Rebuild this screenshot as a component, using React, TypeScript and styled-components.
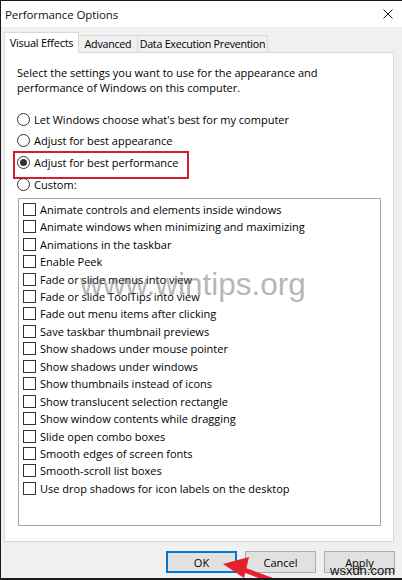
import React from "react";
import styled, { createGlobalStyle } from "styled-components";

const Global = createGlobalStyle`
  html, body { margin: 0; padding: 0; background: #fff; }
  body { font-family: "Open Sans", "Noto Sans", sans-serif; font-size: 11px; color: #000; }
  * { box-sizing: border-box; }
`;

const Window = styled.div`
  position: relative;
  width: 402px;
  height: 580px;
  border-top: 1px solid #1a1a1a;
  border-left: 1px solid #1a1a1a;
  border-bottom: 2px solid #1a1a1a;
  background: #f0f0f0;
  display: flex;
  flex-direction: column;
  overflow: hidden;
`;

const TitleBar = styled.div`
  height: 26px;
  flex: 0 0 26px;
  background: #fff;
  display: flex;
  align-items: center;
  justify-content: space-between;
  padding: 0 9px 0 4px;
`;

const Title = styled.span`
  font-size: 11.5px;
  color: #111;
  letter-spacing: -0.1px;
`;

const Body = styled.div`
  flex: 1;
  display: flex;
  flex-direction: column;
  padding: 6px 7px 0 3px;
`;

const TabRow = styled.div`
  display: flex;
  align-items: flex-end;
  height: 20px;
  margin-bottom: -1px;
  position: relative;
  z-index: 1;
`;

const Tab = styled.div<{ $active?: boolean; $w: number }>`
  width: ${(p) => p.$w}px;
  height: ${(p) => (p.$active ? 21 : 18)}px;
  background: ${(p) => (p.$active ? "#fff" : "#f0f0f0")};
  border: 1px solid #d9d9d9;
  border-bottom: ${(p) => (p.$active ? "none" : "1px solid #d9d9d9")};
  margin-left: ${(p) => (p.$active ? 0 : -1)}px;
  display: flex;
  align-items: center;
  justify-content: center;
  font-size: ${(p) => (p.$active ? 11 : 10.7)}px;
  letter-spacing: -0.25px;
  padding-bottom: ${(p) => (p.$active ? 2 : 1)}px;
  white-space: nowrap;
  overflow: hidden;
`;

const Panel = styled.div`
  height: 490px;
  width: 390px;
  background: #fff;
  border: 1px solid #d9d9d9;
  padding: 12px 12px 0 12px;
  display: flex;
  flex-direction: column;
`;

const Description = styled.p`
  margin: 0;
  font-size: 11px;
  line-height: 15px;
`;

const RadioGroup = styled.div`
  margin-top: 13.5px;
  display: flex;
  flex-direction: column;
`;

const RadioRow = styled.div<{ $highlight?: boolean }>`
  position: relative;
  height: 21.67px;
  display: flex;
  align-items: center;
  gap: 4px;
  font-size: 11px;
  ${(p) =>
    p.$highlight &&
    `&::after {
      content: "";
      position: absolute;
      left: -4px;
      top: -1px;
      width: 172px;
      height: 24px;
      border: 2px solid #d4202b;
    }`}
`;

const RadioCircle = styled.span<{ $checked?: boolean }>`
  width: 13px;
  height: 13px;
  border-radius: 50%;
  border: 1px solid #333;
  background: #fff;
  display: flex;
  align-items: center;
  justify-content: center;
  flex: 0 0 13px;
  &::after {
    content: "";
    display: ${(p) => (p.$checked ? "block" : "none")};
    width: 7px;
    height: 7px;
    border-radius: 50%;
    background: #333;
  }
`;

const ListBox = styled.div`
  position: relative;
  margin: 3px 0 0 1px;
  height: 328px;
  border: 1px solid #a8a8a8;
  padding: 1.5px 0 0 4px;
  display: flex;
  flex-direction: column;
`;

const CheckRow = styled.div`
  height: 17.44px;
  display: flex;
  align-items: center;
  gap: 4px;
  font-size: 11px;
  white-space: nowrap;
`;

const CheckBox = styled.span`
  width: 13px;
  height: 13px;
  flex: 0 0 13px;
  border: 1px solid #333;
  background: #fff;
`;

const Watermark = styled.div`
  position: absolute;
  left: 61px;
  top: 70px;
  font-family: "Liberation Sans", Arial, sans-serif;
  font-size: 31.5px;
  line-height: 31px;
  color: rgba(110, 110, 110, 0.5);
  pointer-events: none;
  white-space: nowrap;
`;

const ButtonRow = styled.div`
  display: flex;
  justify-content: flex-end;
  gap: 8px;
  padding-top: 9px;
`;

const Button = styled.div<{ $primary?: boolean }>`
  width: 71px;
  height: 22px;
  background: #e1e1e1;
  border: ${(p) => (p.$primary ? "2px solid #0078d7" : "1px solid #adadad")};
  display: flex;
  align-items: center;
  justify-content: center;
  font-size: 11px;
`;

const SiteMark = styled.div`
  position: absolute;
  left: 329px;
  top: 563px;
  font-family: "Liberation Sans", Arial, sans-serif;
  font-size: 13px;
  line-height: 14px;
  color: #111;
  pointer-events: none;
`;

const Arrow = styled.svg`
  position: absolute;
  left: 214px;
  top: 549px;
  width: 80px;
  height: 31px;
  pointer-events: none;
`;

const CloseIcon = () => (
  <svg width="10" height="10" viewBox="0 0 10 10">
    <path d="M0.5 0.5 L9.5 9.5 M9.5 0.5 L0.5 9.5" stroke="#111" strokeWidth="1" />
  </svg>
);

const options = [
  "Animate controls and elements inside windows",
  "Animate windows when minimizing and maximizing",
  "Animations in the taskbar",
  "Enable Peek",
  "Fade or slide menus into view",
  "Fade or slide ToolTips into view",
  "Fade out menu items after clicking",
  "Save taskbar thumbnail previews",
  "Show shadows under mouse pointer",
  "Show shadows under windows",
  "Show thumbnails instead of icons",
  "Show translucent selection rectangle",
  "Show window contents while dragging",
  "Slide open combo boxes",
  "Smooth edges of screen fonts",
  "Smooth-scroll list boxes",
  "Use drop shadows for icon labels on the desktop",
];

const radios = [
  { label: "Let Windows choose what's best for my computer" },
  { label: "Adjust for best appearance" },
  { label: "Adjust for best performance", checked: true, highlight: true },
  { label: "Custom:" },
];

export default function App() {
  return (
    <>
      <Global />
      <Window>
        <TitleBar>
          <Title>Performance Options</Title>
          <CloseIcon />
        </TitleBar>
        <Body>
          <TabRow>
            <Tab $active $w={75}>Visual Effects</Tab>
            <Tab $w={60}>Advanced</Tab>
            <Tab $w={131}>Data Execution Prevention</Tab>
          </TabRow>
          <Panel>
            <Description>
              Select the settings you want to use for the appearance and
              <br />
              performance of Windows on this computer.
            </Description>
            <RadioGroup>
              {radios.map((r) => (
                <RadioRow key={r.label} $highlight={r.highlight}>
                  <RadioCircle $checked={r.checked} />
                  <span>{r.label}</span>
                </RadioRow>
              ))}
            </RadioGroup>
            <ListBox>
              {options.map((o) => (
                <CheckRow key={o}>
                  <CheckBox />
                  <span>{o}</span>
                </CheckRow>
              ))}
              <Watermark>www.wintips.org</Watermark>
            </ListBox>
          </Panel>
          <ButtonRow>
            <Button $primary>OK</Button>
            <Button>Cancel</Button>
            <Button>Apply</Button>
          </ButtonRow>
        </Body>
        <SiteMark>wsxdn.com</SiteMark>
        <Arrow viewBox="214 549 80 31">
          <path d="M238 567 L278 582" stroke="#e3222b" strokeWidth="5" strokeLinecap="round" />
          <polygon points="222,563 248,556 243,577" fill="#e3222b" />
        </Arrow>
      </Window>
    </>
  );
}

::::::

SET PROBLEM = Set down the material exactly, every line of it, except for the pictures.

RESPONSE FOR THIS EXERCISE =
Rebuild this screenshot as a component, using React, TypeScript and styled-components.
import React from "react";
import styled, { createGlobalStyle } from "styled-components";

const Global = createGlobalStyle`
  html, body { margin: 0; padding: 0; background: #fff; }
  body { font-family: "Open Sans", "Noto Sans", sans-serif; font-size: 11px; color: #000; }
  * { box-sizing: border-box; }
`;

const Window = styled.div`
  position: relative;
  width: 402px;
  height: 580px;
  border-top: 1px solid #1a1a1a;
  border-left: 1px solid #1a1a1a;
  border-bottom: 2px solid #1a1a1a;
  background: #f0f0f0;
  display: flex;
  flex-direction: column;
  overflow: hidden;
`;

const TitleBar = styled.div`
  height: 26px;
  flex: 0 0 26px;
  background: #fff;
  display: flex;
  align-items: center;
  justify-content: space-between;
  padding: 0 9px 0 4px;
`;

const Title = styled.span`
  font-size: 11.5px;
  color: #111;
  letter-spacing: -0.1px;
`;

const Body = styled.div`
  flex: 1;
  display: flex;
  flex-direction: column;
  padding: 6px 7px 0 3px;
`;

const TabRow = styled.div`
  display: flex;
  align-items: flex-end;
  height: 20px;
  margin-bottom: -1px;
  position: relative;
  z-index: 1;
`;

const Tab = styled.div<{ $active?: boolean; $w: number }>`
  width: ${(p) => p.$w}px;
  height: ${(p) => (p.$active ? 21 : 18)}px;
  background: ${(p) => (p.$active ? "#fff" : "#f0f0f0")};
  border: 1px solid #d9d9d9;
  border-bottom: ${(p) => (p.$active ? "none" : "1px solid #d9d9d9")};
  margin-left: ${(p) => (p.$active ? 0 : -1)}px;
  display: flex;
  align-items: center;
  justify-content: center;
  font-size: ${(p) => (p.$active ? 11 : 10.7)}px;
  letter-spacing: -0.25px;
  padding-bottom: ${(p) => (p.$active ? 2 : 1)}px;
  white-space: nowrap;
  overflow: hidden;
`;

const Panel = styled.div`
  height: 490px;
  width: 390px;
  background: #fff;
  border: 1px solid #d9d9d9;
  padding: 12px 12px 0 12px;
  display: flex;
  flex-direction: column;
`;

const Description = styled.p`
  margin: 0;
  font-size: 11px;
  line-height: 15px;
`;

const RadioGroup = styled.div`
  margin-top: 13.5px;
  display: flex;
  flex-direction: column;
`;

const RadioRow = styled.div<{ $highlight?: boolean }>`
  position: relative;
  height: 21.67px;
  display: flex;
  align-items: center;
  gap: 4px;
  font-size: 11px;
  ${(p) =>
    p.$highlight &&
    `&::after {
      content: "";
      position: absolute;
      left: -4px;
      top: -1px;
      width: 172px;
      height: 24px;
      border: 2px solid #d4202b;
    }`}
`;

const RadioCircle = styled.span<{ $checked?: boolean }>`
  width: 13px;
  height: 13px;
  border-radius: 50%;
  border: 1px solid #333;
  background: #fff;
  display: flex;
  align-items: center;
  justify-content: center;
  flex: 0 0 13px;
  &::after {
    content: "";
    display: ${(p) => (p.$checked ? "block" : "none")};
    width: 7px;
    height: 7px;
    border-radius: 50%;
    background: #333;
  }
`;

const ListBox = styled.div`
  position: relative;
  margin: 3px 0 0 1px;
  height: 328px;
  border: 1px solid #a8a8a8;
  padding: 1.5px 0 0 4px;
  display: flex;
  flex-direction: column;
`;

const CheckRow = styled.div`
  height: 17.44px;
  display: flex;
  align-items: center;
  gap: 4px;
  font-size: 11px;
  white-space: nowrap;
`;

const CheckBox = styled.span`
  width: 13px;
  height: 13px;
  flex: 0 0 13px;
  border: 1px solid #333;
  background: #fff;
`;

const Watermark = styled.div`
  position: absolute;
  left: 61px;
  top: 70px;
  font-family: "Liberation Sans", Arial, sans-serif;
  font-size: 31.5px;
  line-height: 31px;
  color: rgba(110, 110, 110, 0.5);
  pointer-events: none;
  white-space: nowrap;
`;

const ButtonRow = styled.div`
  display: flex;
  justify-content: flex-end;
  gap: 8px;
  padding-top: 9px;
`;

const Button = styled.div<{ $primary?: boolean }>`
  width: 71px;
  height: 22px;
  background: #e1e1e1;
  border: ${(p) => (p.$primary ? "2px solid #0078d7" : "1px solid #adadad")};
  display: flex;
  align-items: center;
  justify-content: center;
  font-size: 11px;
`;

const SiteMark = styled.div`
  position: absolute;
  left: 329px;
  top: 563px;
  font-family: "Liberation Sans", Arial, sans-serif;
  font-size: 13px;
  line-height: 14px;
  color: #111;
  pointer-events: none;
`;

const Arrow = styled.svg`
  position: absolute;
  left: 214px;
  top: 549px;
  width: 80px;
  height: 31px;
  pointer-events: none;
`;

const CloseIcon = () => (
  <svg width="10" height="10" viewBox="0 0 10 10">
    <path d="M0.5 0.5 L9.5 9.5 M9.5 0.5 L0.5 9.5" stroke="#111" strokeWidth="1" />
  </svg>
);

const options = [
  "Animate controls and elements inside windows",
  "Animate windows when minimizing and maximizing",
  "Animations in the taskbar",
  "Enable Peek",
  "Fade or slide menus into view",
  "Fade or slide ToolTips into view",
  "Fade out menu items after clicking",
  "Save taskbar thumbnail previews",
  "Show shadows under mouse pointer",
  "Show shadows under windows",
  "Show thumbnails instead of icons",
  "Show translucent selection rectangle",
  "Show window contents while dragging",
  "Slide open combo boxes",
  "Smooth edges of screen fonts",
  "Smooth-scroll list boxes",
  "Use drop shadows for icon labels on the desktop",
];

const radios = [
  { label: "Let Windows choose what's best for my computer" },
  { label: "Adjust for best appearance" },
  { label: "Adjust for best performance", checked: true, highlight: true },
  { label: "Custom:" },
];

export default function App() {
  return (
    <>
      <Global />
      <Window>
        <TitleBar>
          <Title>Performance Options</Title>
          <CloseIcon />
        </TitleBar>
        <Body>
          <TabRow>
            <Tab $active $w={75}>Visual Effects</Tab>
            <Tab $w={60}>Advanced</Tab>
            <Tab $w={131}>Data Execution Prevention</Tab>
          </TabRow>
          <Panel>
            <Description>
              Select the settings you want to use for the appearance and
              <br />
              performance of Windows on this computer.
            </Description>
            <RadioGroup>
              {radios.map((r) => (
                <RadioRow key={r.label} $highlight={r.highlight}>
                  <RadioCircle $checked={r.checked} />
                  <span>{r.label}</span>
                </RadioRow>
              ))}
            </RadioGroup>
            <ListBox>
              {options.map((o) => (
                <CheckRow key={o}>
                  <CheckBox />
                  <span>{o}</span>
                </CheckRow>
              ))}
              <Watermark>www.wintips.org</Watermark>
            </ListBox>
          </Panel>
          <ButtonRow>
            <Button $primary>OK</Button>
            <Button>Cancel</Button>
            <Button>Apply</Button>
          </ButtonRow>
        </Body>
        <SiteMark>wsxdn.com</SiteMark>
        <Arrow viewBox="214 549 80 31">
          <path d="M238 567 L278 582" stroke="#e3222b" strokeWidth="5" strokeLinecap="round" />
          <polygon points="222,563 248,556 243,577" fill="#e3222b" />
        </Arrow>
      </Window>
    </>
  );
}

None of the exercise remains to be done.